■ TASK DETAILS ■
Count, in the entries, the lines with "this". Answer with the number only.

Records with interface code
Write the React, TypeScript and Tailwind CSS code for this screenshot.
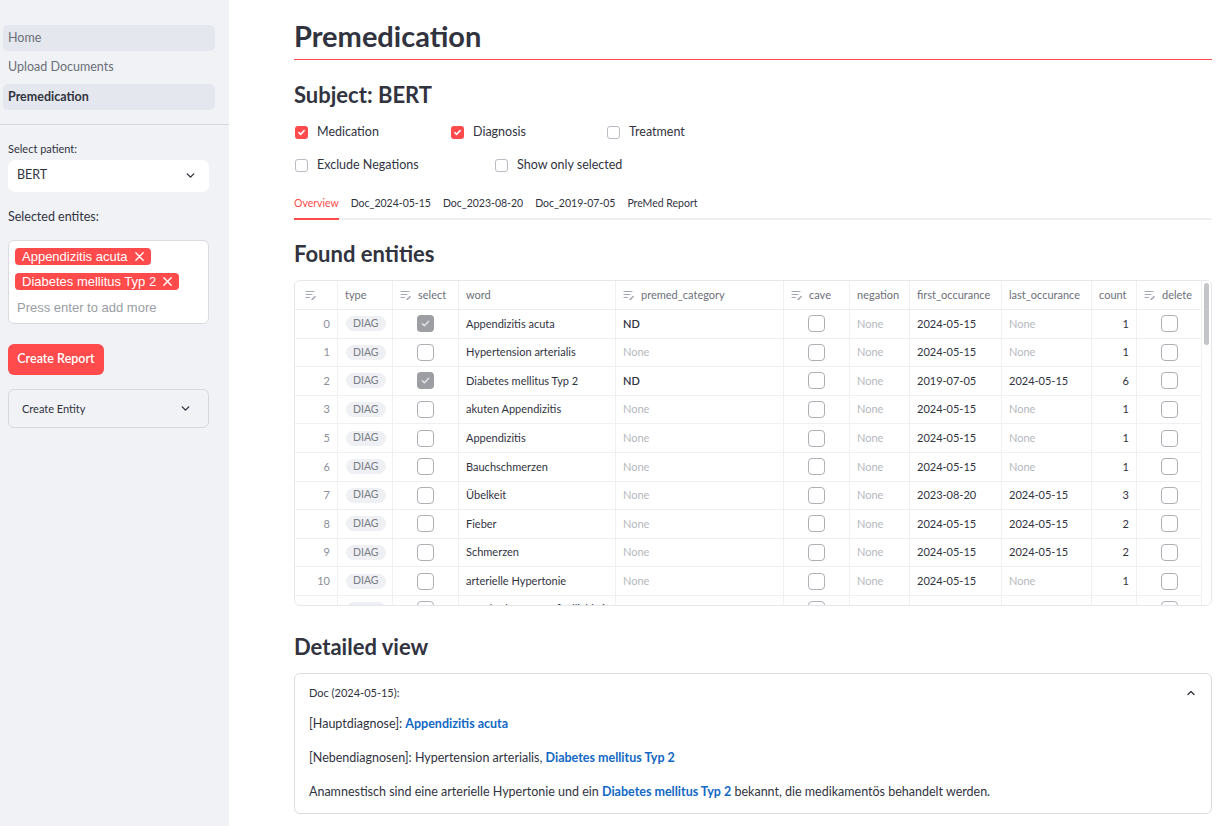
import React from "react";

const cols = [43, 55, 66, 157, 168, 66, 60, 92, 90, 45, 66];

function EditIcon() {
  return (
    <svg width="12" height="10" viewBox="0 0 12 10" className="shrink-0">
      <path d="M1 1.5h8M1 4.5h6M1 7.5h3.5" stroke="#a3a8b4" strokeWidth="1.1" strokeLinecap="round" />
      <path d="M6.3 9.3l3.6-3.6 1.1 1.1-3.6 3.6H6.3z" fill="#a3a8b4" />
    </svg>
  );
}

function Chevron({ up = false, size = 12, color = "#31333f" }: { up?: boolean; size?: number; color?: string }) {
  return (
    <svg width={size} height={size} viewBox="0 0 24 24" fill="none" stroke={color} strokeWidth="2.6" strokeLinecap="round" strokeLinejoin="round">
      {up ? <path d="M6 15l6-6 6 6" /> : <path d="M6 9l6 6 6-6" />}
    </svg>
  );
}

function RedCheck({ checked }: { checked: boolean }) {
  return checked ? (
    <span className="w-[13px] h-[13px] rounded-[3px] bg-[#ff4b4b] flex items-center justify-center">
      <svg width="9" height="9" viewBox="0 0 12 12" fill="none" stroke="white" strokeWidth="2" strokeLinecap="round" strokeLinejoin="round">
        <path d="M2.5 6.2l2.3 2.3 4.7-5" />
      </svg>
    </span>
  ) : (
    <span className="w-[13px] h-[13px] rounded-[3px] bg-white border border-[#b9bcc2]" />
  );
}

function TableCheck({ checked }: { checked: boolean }) {
  return checked ? (
    <span className="w-[17px] h-[17px] rounded-[4px] bg-[#9c9ea3] flex items-center justify-center">
      <svg width="11" height="11" viewBox="0 0 12 12" fill="none" stroke="#e8e8ea" strokeWidth="1.4" strokeLinecap="round" strokeLinejoin="round">
        <path d="M2.5 6.2l2.3 2.3 4.7-5" />
      </svg>
    </span>
  ) : (
    <span className="w-[17px] h-[17px] rounded-[4px] bg-white border border-[#aeb0b5]" />
  );
}

type Row = {
  i: number;
  sel: boolean;
  word: string;
  cat: string | null;
  first: string;
  last: string | null;
  count: number;
};

const rows: Row[] = [
  { i: 0, sel: true, word: "Appendizitis acuta", cat: "ND", first: "2024-05-15", last: null, count: 1 },
  { i: 1, sel: false, word: "Hypertension arterialis", cat: null, first: "2024-05-15", last: null, count: 1 },
  { i: 2, sel: true, word: "Diabetes mellitus Typ 2", cat: "ND", first: "2019-07-05", last: "2024-05-15", count: 6 },
  { i: 3, sel: false, word: "akuten Appendizitis", cat: null, first: "2024-05-15", last: null, count: 1 },
  { i: 5, sel: false, word: "Appendizitis", cat: null, first: "2024-05-15", last: null, count: 1 },
  { i: 6, sel: false, word: "Bauchschmerzen", cat: null, first: "2024-05-15", last: null, count: 1 },
  { i: 7, sel: false, word: "Übelkeit", cat: null, first: "2023-08-20", last: "2024-05-15", count: 3 },
  { i: 8, sel: false, word: "Fieber", cat: null, first: "2024-05-15", last: "2024-05-15", count: 2 },
  { i: 9, sel: false, word: "Schmerzen", cat: null, first: "2024-05-15", last: "2024-05-15", count: 2 },
  { i: 10, sel: false, word: "arterielle Hypertonie", cat: null, first: "2024-05-15", last: null, count: 1 },
  { i: 11, sel: false, word: "Druckschmerzempfindlichkeit", cat: null, first: "2024-05-15", last: null, count: 1 },
];

const cellBase = "h-full flex items-center border-r border-[#f0f0f2] px-[7px] overflow-hidden whitespace-nowrap";

function DataTable() {
  const grid = { gridTemplateColumns: cols.map((c) => c + "px").join(" ") };
  const headers: { label: string; icon?: boolean }[] = [
    { label: "", icon: true },
    { label: "type" },
    { label: "select", icon: true },
    { label: "word" },
    { label: "premed_category", icon: true },
    { label: "cave", icon: true },
    { label: "negation" },
    { label: "first_occurance" },
    { label: "last_occurance" },
    { label: "count" },
    { label: "delete", icon: true },
  ];
  return (
    <div className="mt-[12px] h-[326px] border border-[#e6e7eb] rounded-[6px] overflow-hidden flex bg-white">
      <div className="flex-1 overflow-hidden">
        <div className="grid h-[29px] border-b border-[#ececef] text-[11px] text-[#6d7079]" style={grid}>
          {headers.map((h, k) => (
            <div key={k} className={cellBase + " gap-[6px] " + (k === 0 ? "pl-[10px]" : "")}>
              {h.icon && <EditIcon />}
              {h.label && <span>{h.label}</span>}
            </div>
          ))}
        </div>
        {rows.map((r) => (
          <div key={r.i} className="grid h-[28.6px] border-b border-[#f0f0f2] text-[11px] text-[#31333f]" style={grid}>
            <div className={cellBase + " justify-end text-[#8b8e96]"}>{r.i}</div>
            <div className={cellBase + " px-[8px]"}>
              <span className="h-[15px] px-[7px] rounded-full bg-[#eff0f3] text-[#7a7d85] text-[10.5px] flex items-center">DIAG</span>
            </div>
            <div className={cellBase + " justify-center"}>
              <TableCheck checked={r.sel} />
            </div>
            <div className={cellBase}>{r.word}</div>
            <div className={cellBase}>
              {r.cat ? <span className="font-semibold">{r.cat}</span> : <span className="text-[#b5b8be]">None</span>}
            </div>
            <div className={cellBase + " justify-center"}>
              <TableCheck checked={false} />
            </div>
            <div className={cellBase + " text-[#b5b8be]"}>None</div>
            <div className={cellBase}>{r.first}</div>
            <div className={cellBase}>{r.last ? r.last : <span className="text-[#b5b8be]">None</span>}</div>
            <div className={cellBase + " justify-end"}>{r.count}</div>
            <div className={cellBase + " justify-center"}>
              <TableCheck checked={false} />
            </div>
          </div>
        ))}
      </div>
      <div className="w-[10px] border-l border-[#f0f0f2] pt-[2px] flex justify-center">
        <div className="w-[5px] h-[62px] rounded-full bg-[#c4c5c9]" />
      </div>
    </div>
  );
}

function Tag({ label }: { label: string }) {
  return (
    <span className="inline-flex items-center h-[17px] rounded-[4px] bg-[#ff4b4b] text-white pl-[7px] pr-[6px] text-[13px] [font-family:'Liberation_Sans',Arial,sans-serif]">
      {label}
      <svg width="11" height="11" viewBox="0 0 12 12" className="ml-[6px]" stroke="white" strokeWidth="1.5" strokeLinecap="round">
        <path d="M2 2l8 8M10 2l-8 8" />
      </svg>
    </span>
  );
}

function Sidebar() {
  return (
    <div className="w-[229px] shrink-0 h-full bg-[#f0f2f6] flex flex-col">
      <div className="pt-[25px] px-[3px] pr-[14px] flex flex-col text-[12.5px]">
        <div className="h-[26px] rounded-[5px] bg-[#e4e7ed] flex items-center px-[5px] text-[#6b6e78]">Home</div>
        <div className="h-[33px] flex items-center px-[5px] text-[#6b6e78]">Upload Documents</div>
        <div className="h-[26px] rounded-[5px] bg-[#e4e7ed] flex items-center px-[5px] font-bold text-[#31333f]">Premedication</div>
      </div>
      <div className="mt-[14px] h-px bg-[#d5d8de]" />
      <div className="px-[8px] pr-[20px] text-[#31333f]">
        <div className="mt-[16px] text-[11px]">Select patient:</div>
        <div className="mt-[2px] h-[32px] rounded-[7px] bg-white flex items-center justify-between pl-[9px] pr-[12px] text-[12.5px]">
          <span>BERT</span>
          <Chevron size={13} />
        </div>
        <div className="mt-[16px] text-[12.5px]">Selected entites:</div>
        <div className="mt-[14px] h-[84px] rounded-[6px] bg-white border border-[#d9dbe0] pt-[7px] px-[6px] flex flex-col items-start gap-[8px]">
          <Tag label="Appendizitis acuta" />
          <Tag label="Diabetes mellitus Typ 2" />
          <span className="pl-[2px] mt-[1px] text-[13px] text-[#9a9da4] [font-family:'Liberation_Sans',Arial,sans-serif] leading-[18px]">Press enter to add more</span>
        </div>
        <button className="mt-[20px] h-[31px] w-[96px] rounded-[6px] bg-[#ff4b4b] text-white text-[12.5px] font-semibold flex items-center justify-center">
          Create Report
        </button>
        <div className="mt-[14px] h-[39px] rounded-[6px] border border-[#d5d8de] flex items-center justify-between pl-[13px] pr-[16px] text-[11px]">
          <span>Create Entity</span>
          <Chevron size={13} />
        </div>
      </div>
    </div>
  );
}

function Blue({ children }: { children: React.ReactNode }) {
  return <span className="font-bold text-[#1268c4]">{children}</span>;
}

export default function App() {
  return (
    <div className="w-[1224px] h-[826px] overflow-hidden flex bg-white text-[#31333f] [font-family:Lato,sans-serif]">
      <Sidebar />
      <div className="w-[995px] pl-[65px] pr-[12px]">
        <h1 className="pt-[17px] text-[29px] leading-[38px] font-bold">Premedication</h1>
        <div className="mt-[4px] h-px bg-[#ff4b4b]" />
        <h2 className="mt-[21px] text-[22px] leading-[28px] font-bold">Subject: BERT</h2>
        <div className="mt-[14px] flex items-center h-[18px] text-[12.5px]">
          <label className="w-[157px] flex items-center gap-[9px] pl-[1px]"><RedCheck checked /> Medication</label>
          <label className="w-[156px] flex items-center gap-[9px]"><RedCheck checked /> Diagnosis</label>
          <label className="flex items-center gap-[9px]"><RedCheck checked={false} /> Treatment</label>
        </div>
        <div className="mt-[15px] flex items-center h-[18px] text-[12.5px]">
          <label className="w-[201px] flex items-center gap-[9px] pl-[1px]"><RedCheck checked={false} /> Exclude Negations</label>
          <label className="flex items-center gap-[9px]"><RedCheck checked={false} /> Show only selected</label>
        </div>
        <div className="mt-[21px] border-b-2 border-[#eeeff2] flex gap-[12px] text-[10.5px]">
          <div className="relative h-[23px] pt-[1px] leading-[14px] text-[#ff4b4b]">
            Overview
            <div className="absolute left-0 right-0 -bottom-[2px] h-[2px] bg-[#ff4b4b]" />
          </div>
          <div className="h-[23px] pt-[1px] leading-[14px]">Doc_2024-05-15</div>
          <div className="h-[23px] pt-[1px] leading-[14px]">Doc_2023-08-20</div>
          <div className="h-[23px] pt-[1px] leading-[14px]">Doc_2019-07-05</div>
          <div className="h-[23px] pt-[1px] leading-[14px]">PreMed Report</div>
        </div>
        <h2 className="mt-[20px] text-[22px] leading-[28px] font-bold">Found entities</h2>
        <DataTable />
        <h2 className="mt-[27px] text-[22px] leading-[28px] font-bold">Detailed view</h2>
        <div className="mt-[12px] border border-[#dcdde1] rounded-[6px] px-[14px] pt-[11px] pb-[12px]">
          <div className="flex items-center justify-between text-[11px]">
            <span>Doc (2024-05-15):</span>
            <Chevron up size={12} />
          </div>
          <p className="mt-[13px] text-[12.5px] leading-[18px]">
            [Hauptdiagnose]: <Blue>Appendizitis acuta</Blue>
          </p>
          <p className="mt-[16px] text-[12.5px] leading-[18px]">
            [Nebendiagnosen]: Hypertension arterialis, <Blue>Diabetes mellitus Typ 2</Blue>
          </p>
          <p className="mt-[16px] text-[12.5px] leading-[18px]">
            Anamnestisch sind eine arterielle Hypertonie und ein <Blue>Diabetes mellitus Typ 2</Blue> bekannt, die medikamentös behandelt werden.
          </p>
        </div>
      </div>
    </div>
  );
}
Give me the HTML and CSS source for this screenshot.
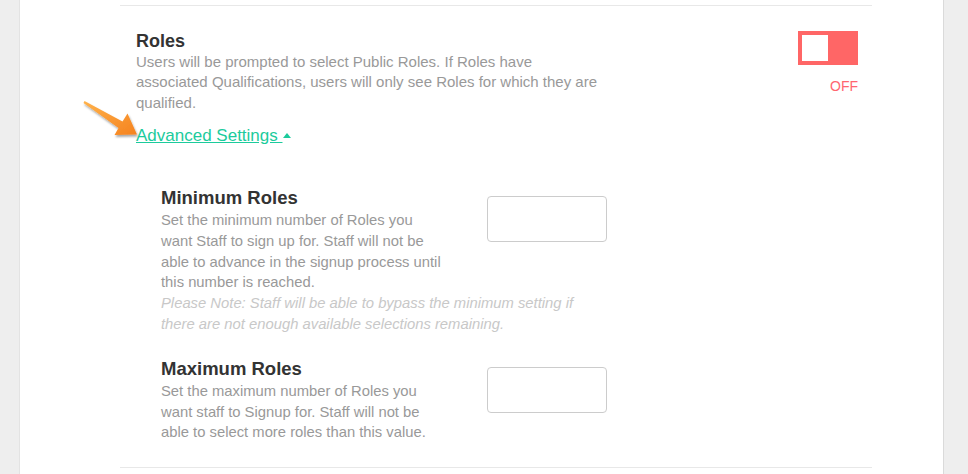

■ TASK RESPONSE ■
2